As the replay screen counted down the runs required, it could have been a replay of the closing stages at Edgbaston or Old Trafford last summer - with one prominent exception. The fight had gone out of England long before Hussey picked off the winning runs through cover point. It is ironic, given the disdain they have shown for one-day cricket this year, that their Ashes campaign might just have been ended by a one-day style capitulation.
Moment of the Day
Kevin Pietersen's hubristic sweep shot against Shane Warne, the man he believed he had "beaten". With England rocking after two quick wickets, KP's default answer was another dose of aggression.
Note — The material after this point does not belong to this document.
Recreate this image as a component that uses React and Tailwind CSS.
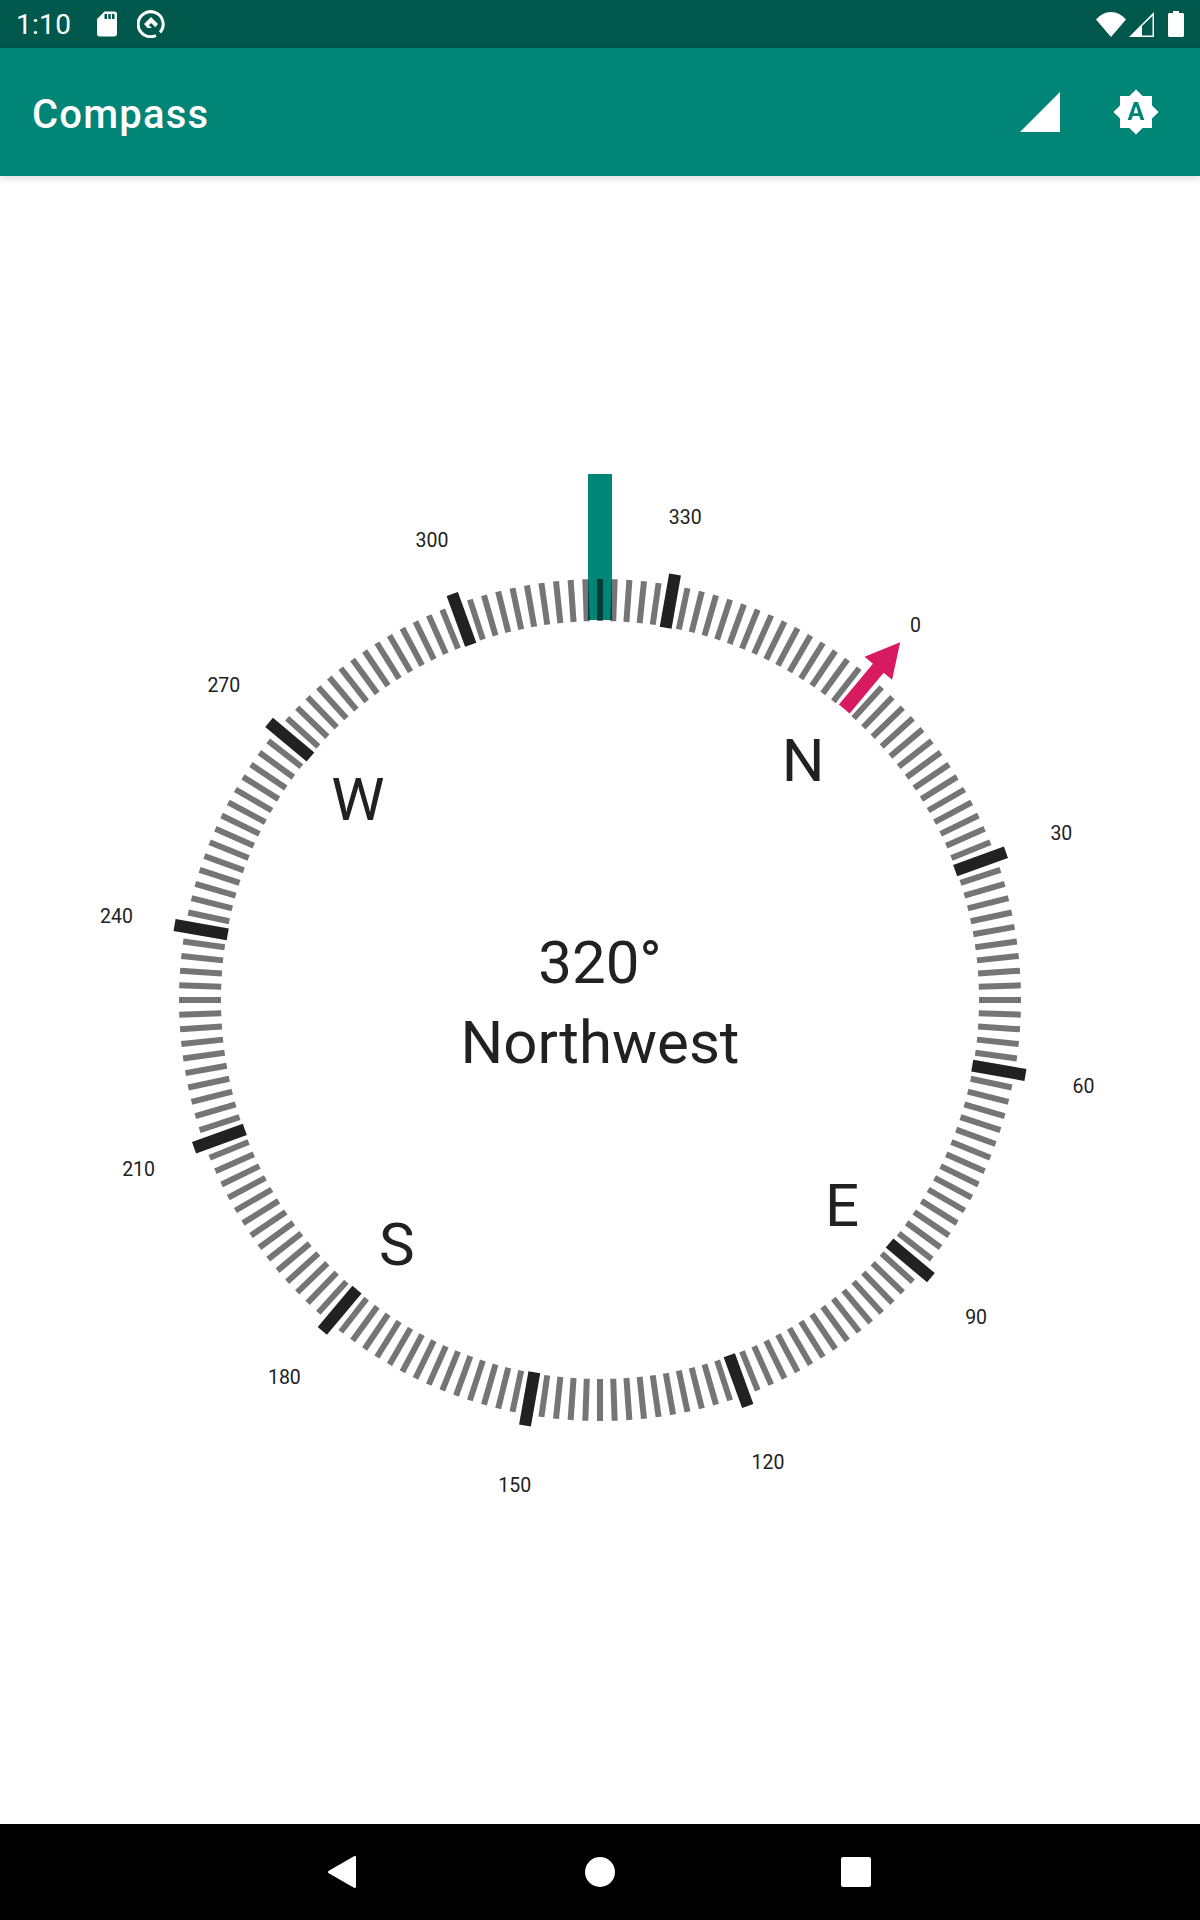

But he was beaten by the drift, and embarrassed by the rip as he lost his off stump from around his legs.
Shot of the Day
Justin Langer's kitchen-sink smite over midwicket off the second ball of Australia's run-chase. He danced down the track and belted Matthew Hoggard, baseball-style. It established the tempo of the chase immediately, and ensured that England were as timid in the field as they were with the bat.
Stonewaller of the Day
Paul Collingwood survived 119 balls for his 22 not out, gritting his teeth and clinging on for dear life as England's innings collapsed around him. It wasn't pretty, and in the final analysis it wasn't very effective either. But all the while that Warne and Brett Lee were howling at the door, it was England's only hope of salvation.
Innings of the Day
Michael Hussey was thrust up the order ahead of Damien Martyn, and produced the sort of cool, calm, collected innings that has been a hallmark of his award-winning one-day performances. He found the gaps with ease, he turned ones into twos, and he clattered the bad balls with alacrity.
Cock-up of the Day
The run-out of Ian Bell. It was a moment reminiscent of Mark Ramprakash's aberration during their 46 all out at Trinidad in 1993-94 - the moment when mild alarm morphed into full-blown panic, for all of Andrew Flintoff's protestations to the contrary.
Quote of the Day
Channel Nine's jingoistic on-pitch reporter, Ian Healy, summing up the emotional scenes at the end of Australia's chase. "This Ashes clash twists and turns like a massive python," he said with an utterly straight face.